По своему происхождению создатели сейминско-турбинского феномена не принадлежали к кругу лесных племён. Истоки их культуры и самих этих групп, поскольку в данном случае речь идёт именно о миграциях определённых коллективов носителей традиции, лежат в предгорьях Рудного Алтая, в районах верхнего течения Иртыша, Оби и Енисея в XVII веке до н. э.; одним из основных компонентов в их генезисе должны были быть обитавшие в предгорьях Алтая группы коневодов и металлургов [Черных, Кузьминых 1989:251—253, 269—270].

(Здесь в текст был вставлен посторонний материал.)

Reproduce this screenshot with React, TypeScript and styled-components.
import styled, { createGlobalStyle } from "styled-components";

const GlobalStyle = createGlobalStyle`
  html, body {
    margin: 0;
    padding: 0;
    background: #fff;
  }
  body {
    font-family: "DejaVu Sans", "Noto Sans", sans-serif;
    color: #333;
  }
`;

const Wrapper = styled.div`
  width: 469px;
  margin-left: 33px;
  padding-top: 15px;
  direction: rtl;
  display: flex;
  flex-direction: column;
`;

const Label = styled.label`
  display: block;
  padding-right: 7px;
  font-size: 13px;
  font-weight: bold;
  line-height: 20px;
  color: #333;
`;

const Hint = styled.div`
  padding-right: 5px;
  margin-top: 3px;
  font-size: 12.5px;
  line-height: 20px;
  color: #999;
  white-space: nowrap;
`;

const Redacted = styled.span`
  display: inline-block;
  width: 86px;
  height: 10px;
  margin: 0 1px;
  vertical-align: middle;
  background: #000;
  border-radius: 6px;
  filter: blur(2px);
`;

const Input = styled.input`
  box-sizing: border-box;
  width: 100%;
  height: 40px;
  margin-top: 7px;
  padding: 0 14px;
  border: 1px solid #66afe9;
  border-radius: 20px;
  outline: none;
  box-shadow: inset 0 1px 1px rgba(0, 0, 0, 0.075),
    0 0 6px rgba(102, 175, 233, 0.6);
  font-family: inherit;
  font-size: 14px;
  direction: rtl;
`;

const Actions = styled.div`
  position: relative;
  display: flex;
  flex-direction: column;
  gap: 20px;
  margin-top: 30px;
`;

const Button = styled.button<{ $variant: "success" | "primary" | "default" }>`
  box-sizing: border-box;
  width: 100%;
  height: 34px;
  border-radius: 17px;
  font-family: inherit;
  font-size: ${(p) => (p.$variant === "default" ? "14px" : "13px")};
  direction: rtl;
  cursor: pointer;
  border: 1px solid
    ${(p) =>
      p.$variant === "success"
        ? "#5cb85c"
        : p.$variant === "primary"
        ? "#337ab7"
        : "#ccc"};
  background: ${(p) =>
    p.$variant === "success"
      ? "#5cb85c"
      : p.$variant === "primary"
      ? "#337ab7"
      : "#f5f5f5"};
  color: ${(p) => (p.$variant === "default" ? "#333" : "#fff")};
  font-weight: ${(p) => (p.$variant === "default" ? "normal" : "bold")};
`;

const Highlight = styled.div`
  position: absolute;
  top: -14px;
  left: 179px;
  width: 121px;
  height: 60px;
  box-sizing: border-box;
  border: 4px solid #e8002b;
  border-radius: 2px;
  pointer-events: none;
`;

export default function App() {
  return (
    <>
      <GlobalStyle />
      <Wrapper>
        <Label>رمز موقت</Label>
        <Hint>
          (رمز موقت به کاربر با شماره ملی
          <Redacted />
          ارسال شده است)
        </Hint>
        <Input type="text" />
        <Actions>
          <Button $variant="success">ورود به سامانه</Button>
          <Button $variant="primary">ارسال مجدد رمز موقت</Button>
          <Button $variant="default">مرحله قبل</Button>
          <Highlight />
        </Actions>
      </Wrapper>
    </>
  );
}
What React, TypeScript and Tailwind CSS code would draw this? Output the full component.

Появление коневодства и металлургии на юге Сибири связано с афанасьевской археологической культурой, оставленной европеоидным населением, близким по антропологическому типу и культуре создателям древнеямной общности (см. выше). Афанасьевская культура появляется на Алтае (видимо — в результате миграции с запада) в первой половине III тыс. до н. э., в середине III тыс. её памятники распространяются не только в верховьях Оби и Иртыша, но и на Енисее, в Минусинской котловине. Финал её на востоке (Енисей) связан с экспансией на её территорию с востока из Прибайкалья монголоидного населения — создателей окунёвской культуры, и датируется примерно XVIII веком до н. э., на западе финал афанасьевской культуры не ясен, но она безусловно доживает и на Алтае до XVIII века до н. э. [Вадецкая 1986; Семёнов 1993]. Таким образом, алтайские афанасьевцы и должны были стать тем местным компонентом, которому обязано сложение сейминско-турбинского коневодства и металлургии.